Extracted material:
— begin —
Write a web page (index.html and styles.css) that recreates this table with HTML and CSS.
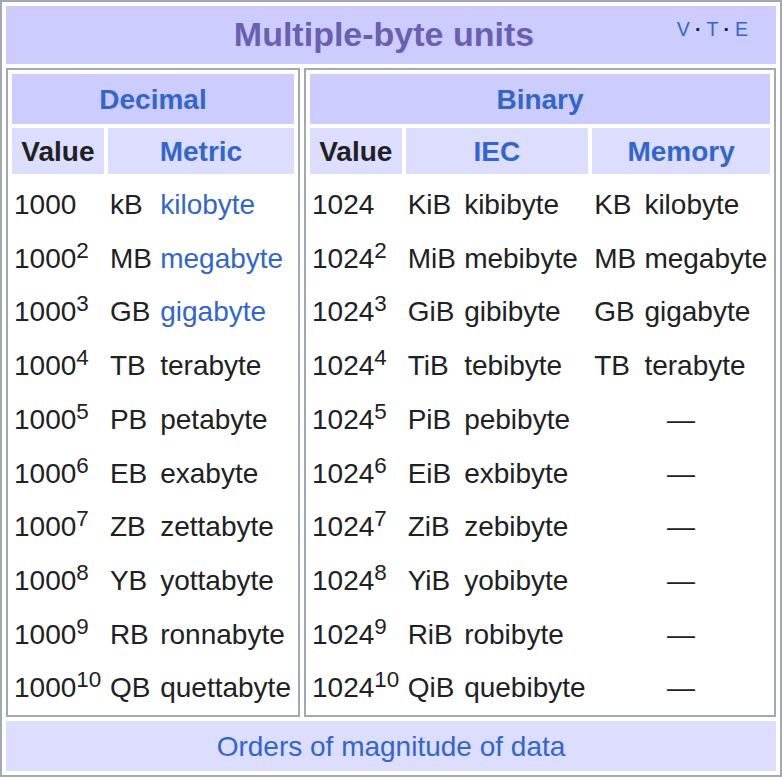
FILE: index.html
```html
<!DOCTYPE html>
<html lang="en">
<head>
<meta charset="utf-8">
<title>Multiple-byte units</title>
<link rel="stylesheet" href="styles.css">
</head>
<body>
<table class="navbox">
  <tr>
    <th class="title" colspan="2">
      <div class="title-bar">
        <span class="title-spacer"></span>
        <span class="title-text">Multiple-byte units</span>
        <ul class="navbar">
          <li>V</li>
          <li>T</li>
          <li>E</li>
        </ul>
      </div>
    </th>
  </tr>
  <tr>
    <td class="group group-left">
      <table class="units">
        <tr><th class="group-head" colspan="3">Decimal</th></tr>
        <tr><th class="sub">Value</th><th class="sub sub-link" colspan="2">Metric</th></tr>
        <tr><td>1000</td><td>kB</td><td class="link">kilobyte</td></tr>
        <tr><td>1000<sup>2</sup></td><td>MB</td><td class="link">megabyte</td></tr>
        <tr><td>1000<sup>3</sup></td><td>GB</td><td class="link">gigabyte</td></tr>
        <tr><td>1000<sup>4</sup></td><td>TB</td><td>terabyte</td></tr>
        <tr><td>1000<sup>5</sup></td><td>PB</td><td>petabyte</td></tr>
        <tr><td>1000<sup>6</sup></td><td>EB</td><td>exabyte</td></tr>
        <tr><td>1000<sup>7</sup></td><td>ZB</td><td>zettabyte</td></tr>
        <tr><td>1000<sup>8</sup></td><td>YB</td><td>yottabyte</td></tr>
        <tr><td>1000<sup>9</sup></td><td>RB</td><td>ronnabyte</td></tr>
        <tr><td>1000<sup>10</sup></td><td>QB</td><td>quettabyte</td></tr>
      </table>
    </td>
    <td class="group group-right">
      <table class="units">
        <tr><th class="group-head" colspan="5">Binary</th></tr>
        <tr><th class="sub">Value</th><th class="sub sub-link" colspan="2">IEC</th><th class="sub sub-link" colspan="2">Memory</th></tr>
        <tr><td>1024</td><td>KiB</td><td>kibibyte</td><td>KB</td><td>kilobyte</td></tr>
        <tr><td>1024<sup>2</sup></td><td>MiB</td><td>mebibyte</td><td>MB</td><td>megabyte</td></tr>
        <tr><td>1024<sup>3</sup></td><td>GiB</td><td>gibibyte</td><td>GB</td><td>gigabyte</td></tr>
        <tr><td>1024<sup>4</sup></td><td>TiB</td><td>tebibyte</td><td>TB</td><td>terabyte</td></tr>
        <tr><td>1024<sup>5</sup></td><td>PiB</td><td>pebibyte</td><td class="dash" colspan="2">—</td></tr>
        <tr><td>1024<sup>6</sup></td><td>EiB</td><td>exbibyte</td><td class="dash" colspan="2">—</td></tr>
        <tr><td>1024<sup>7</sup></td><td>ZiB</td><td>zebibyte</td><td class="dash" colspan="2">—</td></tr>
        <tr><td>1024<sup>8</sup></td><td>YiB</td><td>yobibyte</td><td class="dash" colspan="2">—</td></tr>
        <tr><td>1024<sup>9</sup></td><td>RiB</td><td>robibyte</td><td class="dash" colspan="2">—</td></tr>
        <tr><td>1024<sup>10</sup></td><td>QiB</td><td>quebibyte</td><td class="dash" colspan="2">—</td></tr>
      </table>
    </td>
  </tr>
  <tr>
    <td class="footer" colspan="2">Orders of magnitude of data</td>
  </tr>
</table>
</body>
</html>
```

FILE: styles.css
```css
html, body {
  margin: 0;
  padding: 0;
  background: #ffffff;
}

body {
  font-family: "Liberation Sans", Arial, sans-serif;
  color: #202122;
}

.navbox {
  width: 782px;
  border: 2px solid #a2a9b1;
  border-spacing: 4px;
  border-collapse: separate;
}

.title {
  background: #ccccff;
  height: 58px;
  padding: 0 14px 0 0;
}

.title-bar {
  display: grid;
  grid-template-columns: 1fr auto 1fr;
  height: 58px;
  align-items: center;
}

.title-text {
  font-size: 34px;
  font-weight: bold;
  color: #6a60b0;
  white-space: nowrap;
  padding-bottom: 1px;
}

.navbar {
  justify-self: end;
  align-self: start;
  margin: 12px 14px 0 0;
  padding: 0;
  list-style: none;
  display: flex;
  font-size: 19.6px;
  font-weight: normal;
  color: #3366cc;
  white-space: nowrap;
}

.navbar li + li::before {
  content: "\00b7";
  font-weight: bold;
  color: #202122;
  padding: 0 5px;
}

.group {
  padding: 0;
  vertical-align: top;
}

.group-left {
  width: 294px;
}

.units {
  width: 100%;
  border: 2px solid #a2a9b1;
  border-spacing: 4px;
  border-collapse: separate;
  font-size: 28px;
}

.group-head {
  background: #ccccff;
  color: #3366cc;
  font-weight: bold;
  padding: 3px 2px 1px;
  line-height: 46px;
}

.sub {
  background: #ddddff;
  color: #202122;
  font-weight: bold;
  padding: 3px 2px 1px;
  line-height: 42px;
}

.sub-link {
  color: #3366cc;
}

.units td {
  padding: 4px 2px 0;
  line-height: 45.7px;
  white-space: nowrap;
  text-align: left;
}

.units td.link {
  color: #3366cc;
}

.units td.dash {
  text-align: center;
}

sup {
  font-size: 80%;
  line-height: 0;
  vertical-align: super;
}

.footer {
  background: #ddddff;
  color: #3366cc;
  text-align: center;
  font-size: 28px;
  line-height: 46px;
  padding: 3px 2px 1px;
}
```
— end —
— begin —
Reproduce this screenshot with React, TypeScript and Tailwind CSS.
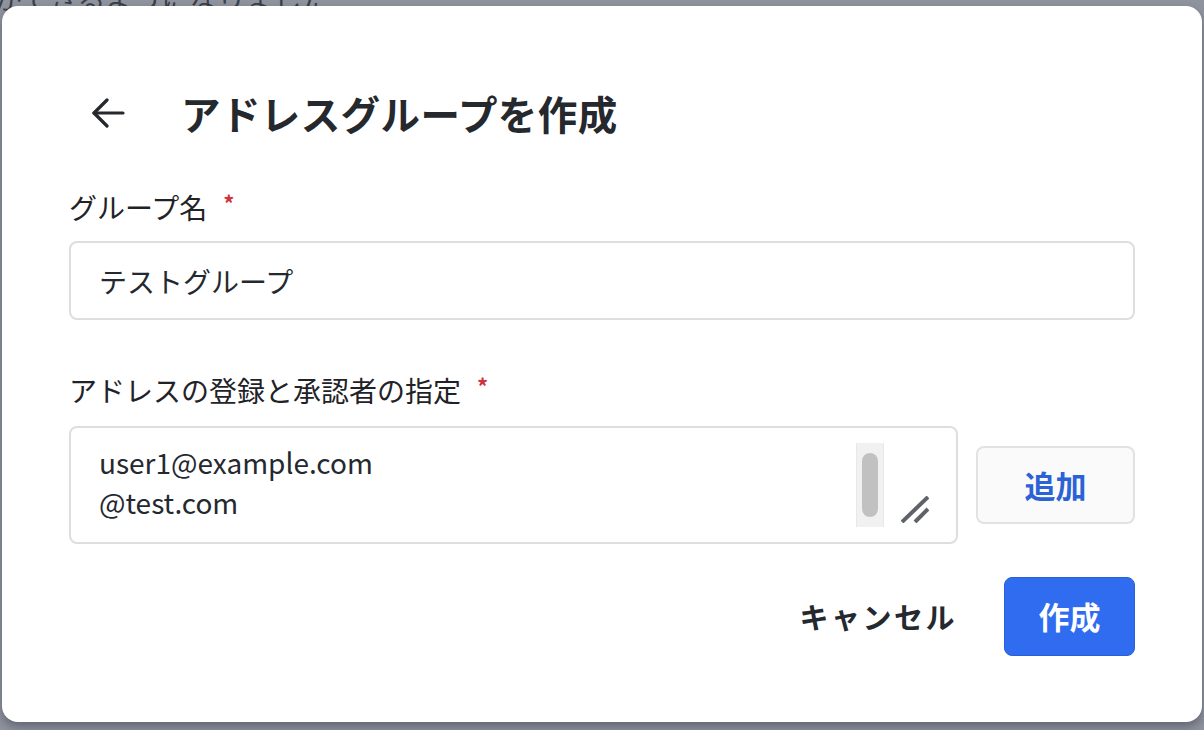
— end —
— begin —
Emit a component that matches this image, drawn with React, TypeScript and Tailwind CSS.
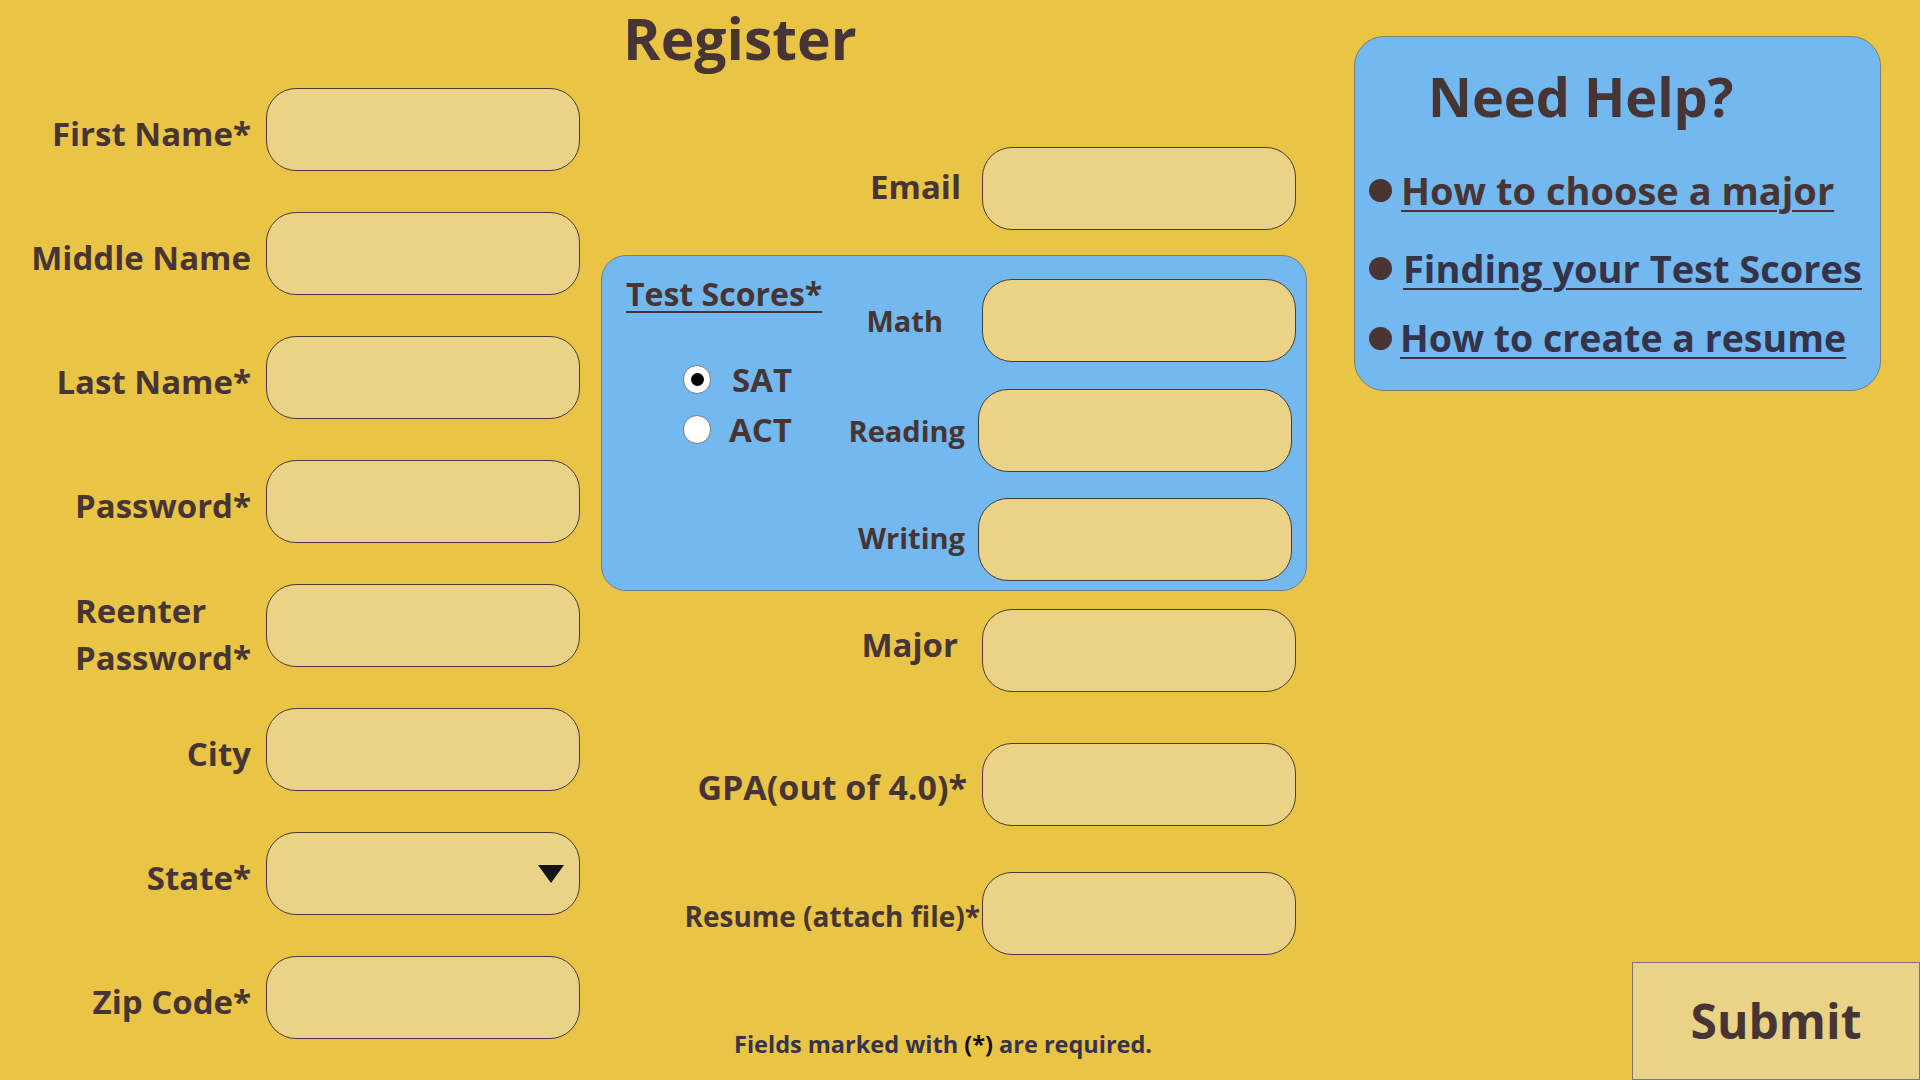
— end —
What you will do: Return only those lines of the records that contain the string "table".

The reply:
Write a web page (index.html and styles.css) that recreates this table with HTML and CSS.
<table class="navbox">
      <table class="units">
      </table>
      <table class="units">
      </table>
</table>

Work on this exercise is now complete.